Aim of the task: Lift out each line of the data that holds "screenshot".

Data for processing:
■ ■ ■

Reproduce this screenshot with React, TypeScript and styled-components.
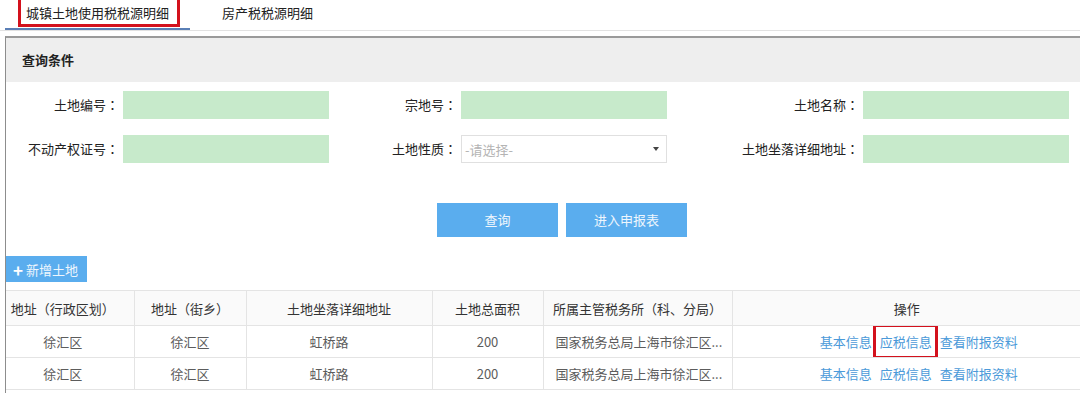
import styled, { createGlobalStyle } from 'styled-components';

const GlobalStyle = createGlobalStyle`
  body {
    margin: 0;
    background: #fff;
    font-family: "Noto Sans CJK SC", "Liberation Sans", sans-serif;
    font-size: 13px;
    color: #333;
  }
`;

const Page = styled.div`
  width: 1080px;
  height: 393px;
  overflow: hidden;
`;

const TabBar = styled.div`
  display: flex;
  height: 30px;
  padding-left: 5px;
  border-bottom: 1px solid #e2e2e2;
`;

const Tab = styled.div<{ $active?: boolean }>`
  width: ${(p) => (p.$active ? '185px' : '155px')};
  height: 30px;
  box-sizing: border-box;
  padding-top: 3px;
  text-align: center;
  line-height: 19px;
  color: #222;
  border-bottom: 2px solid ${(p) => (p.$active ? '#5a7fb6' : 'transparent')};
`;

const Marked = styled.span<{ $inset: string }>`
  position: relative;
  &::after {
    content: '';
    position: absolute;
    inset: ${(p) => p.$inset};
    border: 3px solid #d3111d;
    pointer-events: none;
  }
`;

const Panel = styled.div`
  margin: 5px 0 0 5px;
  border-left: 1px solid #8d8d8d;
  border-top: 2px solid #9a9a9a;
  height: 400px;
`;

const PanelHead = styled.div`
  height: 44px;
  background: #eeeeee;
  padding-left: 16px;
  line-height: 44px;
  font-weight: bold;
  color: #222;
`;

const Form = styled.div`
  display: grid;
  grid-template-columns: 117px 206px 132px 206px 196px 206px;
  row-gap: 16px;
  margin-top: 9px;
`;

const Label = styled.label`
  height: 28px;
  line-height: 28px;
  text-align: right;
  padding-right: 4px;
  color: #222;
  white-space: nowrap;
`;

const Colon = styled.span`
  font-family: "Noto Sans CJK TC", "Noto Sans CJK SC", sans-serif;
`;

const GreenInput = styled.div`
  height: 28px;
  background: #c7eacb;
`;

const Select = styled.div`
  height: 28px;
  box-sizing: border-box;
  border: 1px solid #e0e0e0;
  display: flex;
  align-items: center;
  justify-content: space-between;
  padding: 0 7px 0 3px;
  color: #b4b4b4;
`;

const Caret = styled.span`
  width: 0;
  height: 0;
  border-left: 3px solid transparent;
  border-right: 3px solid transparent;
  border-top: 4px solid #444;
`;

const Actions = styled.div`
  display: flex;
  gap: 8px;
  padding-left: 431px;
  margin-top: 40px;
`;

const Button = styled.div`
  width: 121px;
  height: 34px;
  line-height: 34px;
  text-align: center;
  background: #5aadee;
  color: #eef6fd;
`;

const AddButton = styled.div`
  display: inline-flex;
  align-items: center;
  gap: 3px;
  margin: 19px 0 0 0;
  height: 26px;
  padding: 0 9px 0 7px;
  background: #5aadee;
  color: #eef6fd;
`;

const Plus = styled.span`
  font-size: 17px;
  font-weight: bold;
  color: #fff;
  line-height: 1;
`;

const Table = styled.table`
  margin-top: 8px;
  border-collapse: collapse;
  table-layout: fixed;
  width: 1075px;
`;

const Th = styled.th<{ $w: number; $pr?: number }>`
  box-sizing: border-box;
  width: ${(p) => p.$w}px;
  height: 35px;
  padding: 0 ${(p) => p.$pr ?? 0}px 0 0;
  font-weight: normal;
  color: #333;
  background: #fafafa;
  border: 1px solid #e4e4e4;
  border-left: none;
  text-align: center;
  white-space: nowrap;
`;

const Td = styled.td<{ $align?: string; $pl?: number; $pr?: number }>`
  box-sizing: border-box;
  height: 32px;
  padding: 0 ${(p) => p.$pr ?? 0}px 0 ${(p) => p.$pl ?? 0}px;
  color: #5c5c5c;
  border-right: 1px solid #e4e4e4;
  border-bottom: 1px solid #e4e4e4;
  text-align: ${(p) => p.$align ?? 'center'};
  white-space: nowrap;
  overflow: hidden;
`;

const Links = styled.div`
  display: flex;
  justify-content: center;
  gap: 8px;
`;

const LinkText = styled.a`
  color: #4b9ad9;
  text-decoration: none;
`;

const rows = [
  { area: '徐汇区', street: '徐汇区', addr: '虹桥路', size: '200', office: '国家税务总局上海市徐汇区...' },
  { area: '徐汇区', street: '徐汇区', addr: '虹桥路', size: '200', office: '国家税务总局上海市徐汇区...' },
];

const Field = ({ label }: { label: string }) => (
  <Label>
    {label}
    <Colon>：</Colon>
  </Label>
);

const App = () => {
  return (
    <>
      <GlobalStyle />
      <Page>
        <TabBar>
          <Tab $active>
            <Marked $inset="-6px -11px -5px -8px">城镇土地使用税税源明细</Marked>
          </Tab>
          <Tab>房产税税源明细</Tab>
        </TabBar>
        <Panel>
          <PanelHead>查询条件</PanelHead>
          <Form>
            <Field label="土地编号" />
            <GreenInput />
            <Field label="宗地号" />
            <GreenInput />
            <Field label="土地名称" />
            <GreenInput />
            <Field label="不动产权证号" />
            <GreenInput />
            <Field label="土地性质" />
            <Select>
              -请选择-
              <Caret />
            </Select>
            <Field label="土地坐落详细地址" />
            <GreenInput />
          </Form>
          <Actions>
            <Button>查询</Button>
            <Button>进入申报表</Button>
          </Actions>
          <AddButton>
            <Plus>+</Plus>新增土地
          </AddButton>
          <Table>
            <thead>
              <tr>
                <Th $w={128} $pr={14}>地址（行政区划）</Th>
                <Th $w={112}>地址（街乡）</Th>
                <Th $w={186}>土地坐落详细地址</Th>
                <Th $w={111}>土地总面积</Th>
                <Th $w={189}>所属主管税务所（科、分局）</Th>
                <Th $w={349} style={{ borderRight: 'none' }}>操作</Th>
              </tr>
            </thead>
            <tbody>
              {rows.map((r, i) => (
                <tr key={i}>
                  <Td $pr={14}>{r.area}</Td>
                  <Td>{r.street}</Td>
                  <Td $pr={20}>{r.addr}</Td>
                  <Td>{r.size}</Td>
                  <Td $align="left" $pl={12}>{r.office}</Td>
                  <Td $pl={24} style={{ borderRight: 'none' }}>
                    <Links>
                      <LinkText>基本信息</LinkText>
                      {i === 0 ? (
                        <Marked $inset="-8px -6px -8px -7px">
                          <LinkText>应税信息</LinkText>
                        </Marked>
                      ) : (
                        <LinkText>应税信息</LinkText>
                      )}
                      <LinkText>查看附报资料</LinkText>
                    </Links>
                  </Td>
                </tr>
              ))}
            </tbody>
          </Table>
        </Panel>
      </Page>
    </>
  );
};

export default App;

■ ■ ■

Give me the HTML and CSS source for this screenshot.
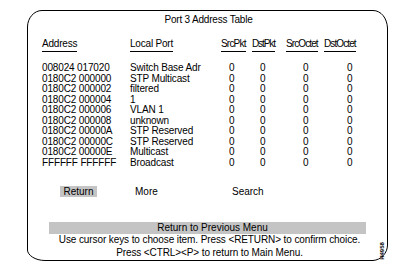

■ ■ ■

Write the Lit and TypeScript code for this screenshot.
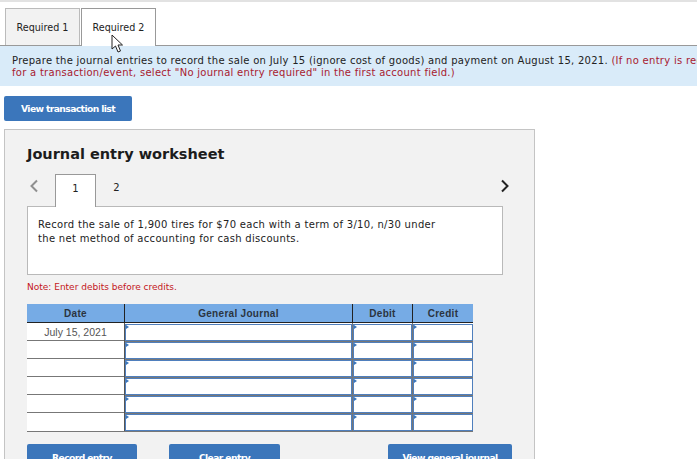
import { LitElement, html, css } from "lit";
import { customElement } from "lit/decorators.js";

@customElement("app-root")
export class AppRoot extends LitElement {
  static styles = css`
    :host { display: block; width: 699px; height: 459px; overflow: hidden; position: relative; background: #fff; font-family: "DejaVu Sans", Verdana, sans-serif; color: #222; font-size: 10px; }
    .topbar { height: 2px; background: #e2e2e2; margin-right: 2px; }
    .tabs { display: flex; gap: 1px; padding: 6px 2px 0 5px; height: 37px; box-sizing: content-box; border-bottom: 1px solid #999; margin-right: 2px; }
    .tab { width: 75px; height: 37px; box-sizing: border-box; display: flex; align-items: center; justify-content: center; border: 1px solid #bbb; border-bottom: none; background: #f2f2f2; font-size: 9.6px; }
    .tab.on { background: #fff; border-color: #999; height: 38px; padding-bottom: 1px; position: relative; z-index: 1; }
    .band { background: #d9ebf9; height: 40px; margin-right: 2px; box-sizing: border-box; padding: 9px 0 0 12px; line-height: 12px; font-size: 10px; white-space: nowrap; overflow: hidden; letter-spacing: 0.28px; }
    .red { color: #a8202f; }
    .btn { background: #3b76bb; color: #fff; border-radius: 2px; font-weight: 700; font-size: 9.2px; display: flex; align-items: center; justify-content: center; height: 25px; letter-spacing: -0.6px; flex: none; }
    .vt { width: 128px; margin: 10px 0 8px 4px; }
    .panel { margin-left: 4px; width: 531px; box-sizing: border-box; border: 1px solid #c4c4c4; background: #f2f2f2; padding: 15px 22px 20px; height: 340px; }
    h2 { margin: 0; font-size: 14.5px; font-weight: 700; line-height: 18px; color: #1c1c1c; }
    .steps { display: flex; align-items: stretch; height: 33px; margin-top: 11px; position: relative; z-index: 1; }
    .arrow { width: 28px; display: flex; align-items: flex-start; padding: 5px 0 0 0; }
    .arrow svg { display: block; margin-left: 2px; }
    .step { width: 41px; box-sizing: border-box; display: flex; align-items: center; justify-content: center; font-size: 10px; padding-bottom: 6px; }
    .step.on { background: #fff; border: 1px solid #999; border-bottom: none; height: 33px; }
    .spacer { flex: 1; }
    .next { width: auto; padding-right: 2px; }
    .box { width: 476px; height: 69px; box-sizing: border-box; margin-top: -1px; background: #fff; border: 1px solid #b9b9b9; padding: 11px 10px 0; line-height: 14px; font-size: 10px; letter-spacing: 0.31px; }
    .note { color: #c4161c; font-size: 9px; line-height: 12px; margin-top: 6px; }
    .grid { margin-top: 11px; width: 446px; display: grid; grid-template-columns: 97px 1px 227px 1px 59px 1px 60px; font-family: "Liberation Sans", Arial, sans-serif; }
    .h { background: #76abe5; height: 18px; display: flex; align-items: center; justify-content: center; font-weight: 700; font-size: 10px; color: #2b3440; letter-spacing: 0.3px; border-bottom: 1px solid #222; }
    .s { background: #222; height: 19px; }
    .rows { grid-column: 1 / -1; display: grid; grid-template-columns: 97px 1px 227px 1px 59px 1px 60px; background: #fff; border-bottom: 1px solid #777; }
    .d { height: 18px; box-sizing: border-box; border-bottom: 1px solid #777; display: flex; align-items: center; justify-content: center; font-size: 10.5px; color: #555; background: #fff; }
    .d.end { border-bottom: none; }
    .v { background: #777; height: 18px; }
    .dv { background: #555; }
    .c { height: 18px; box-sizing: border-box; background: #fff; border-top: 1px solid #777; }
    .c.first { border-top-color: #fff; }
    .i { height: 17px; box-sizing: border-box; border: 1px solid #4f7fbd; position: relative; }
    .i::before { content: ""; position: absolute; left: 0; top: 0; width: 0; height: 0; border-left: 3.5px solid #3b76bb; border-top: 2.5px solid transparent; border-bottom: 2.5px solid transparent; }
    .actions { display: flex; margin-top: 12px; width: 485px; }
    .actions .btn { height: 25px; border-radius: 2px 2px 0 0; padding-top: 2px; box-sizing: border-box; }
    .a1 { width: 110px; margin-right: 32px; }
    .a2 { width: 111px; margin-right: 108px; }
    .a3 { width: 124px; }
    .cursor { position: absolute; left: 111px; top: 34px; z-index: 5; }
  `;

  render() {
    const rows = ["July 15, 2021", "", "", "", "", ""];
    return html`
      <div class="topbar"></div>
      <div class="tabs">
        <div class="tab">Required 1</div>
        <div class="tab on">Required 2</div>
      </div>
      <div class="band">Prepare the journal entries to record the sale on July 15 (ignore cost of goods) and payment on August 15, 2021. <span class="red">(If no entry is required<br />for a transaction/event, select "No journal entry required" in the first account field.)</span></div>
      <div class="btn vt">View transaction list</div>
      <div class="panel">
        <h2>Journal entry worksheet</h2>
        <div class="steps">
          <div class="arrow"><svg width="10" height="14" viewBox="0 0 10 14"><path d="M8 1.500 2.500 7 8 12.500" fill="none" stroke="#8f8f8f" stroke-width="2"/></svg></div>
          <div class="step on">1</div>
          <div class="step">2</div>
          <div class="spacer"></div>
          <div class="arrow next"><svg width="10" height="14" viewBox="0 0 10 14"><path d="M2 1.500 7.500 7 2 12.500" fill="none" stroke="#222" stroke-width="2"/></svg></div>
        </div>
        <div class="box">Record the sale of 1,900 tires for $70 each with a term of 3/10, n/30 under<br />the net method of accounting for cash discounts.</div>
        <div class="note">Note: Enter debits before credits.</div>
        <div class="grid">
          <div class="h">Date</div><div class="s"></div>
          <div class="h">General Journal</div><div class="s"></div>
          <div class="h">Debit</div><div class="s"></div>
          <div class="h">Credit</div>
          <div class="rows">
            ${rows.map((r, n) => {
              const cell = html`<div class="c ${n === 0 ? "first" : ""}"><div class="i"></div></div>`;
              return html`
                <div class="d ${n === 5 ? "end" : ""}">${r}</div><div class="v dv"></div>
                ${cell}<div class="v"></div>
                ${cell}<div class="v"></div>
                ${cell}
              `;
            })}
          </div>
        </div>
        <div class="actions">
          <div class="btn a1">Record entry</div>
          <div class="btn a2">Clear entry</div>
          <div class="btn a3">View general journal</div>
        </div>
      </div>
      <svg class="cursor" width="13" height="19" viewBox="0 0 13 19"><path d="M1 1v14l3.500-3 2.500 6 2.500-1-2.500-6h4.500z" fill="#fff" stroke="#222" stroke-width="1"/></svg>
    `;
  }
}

■ ■ ■

Finished answer:
Reproduce this screenshot with React, TypeScript and styled-components.
Give me the HTML and CSS source for this screenshot.
Write the Lit and TypeScript code for this screenshot.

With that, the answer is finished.